7. Hand-piped message or name? Cha-ching. Add more labor to that order!
7. Delivery. That’s gas, AND wear and tear on your vehicle, not to mention your time. Again.
I’m not just lecturing from my ivory cake pedestal, I promise you that. I’ve made every single mistake. How do you think I got the material for this post? From my vivid imagination? Mistakes are the best teachable moments in the universe. You don’t even have to go out of your way to make them. They just happen. Experience them and move on.
Fast forward a bit. Your business is catching on. You’re making a name for yourself. Clients are recommending you to their friends. Do you know what this means? It means it’s time to re-evaluate your prices. Not ridiculously, but within reason. You’ve earned it. But, how do you know when it’s time to raise your prices?

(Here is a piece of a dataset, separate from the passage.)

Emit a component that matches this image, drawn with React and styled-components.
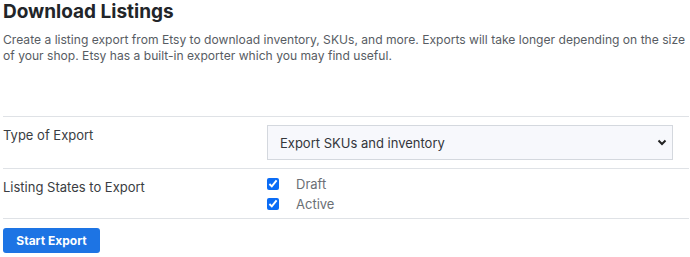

1. Have you been written up on blogs, local newspapers? That’s press, you know. You’re being looked at as a professional.
2. Cost of supplies like butter and sugar go up. Are your cookie prices doing the same?
3. You’re getting better and better at what you do. Experience at your craft elevates your worth again.
Please know I’m not telling you to be the most expensive game in town. Far from it. I just want you to be able to run your business successfully, so you can grow and prosper. And, at the end of day, if your cookies can bring in a little more of this
to put in here
then I’ve cleaned up a little after those elephants, haven’t I?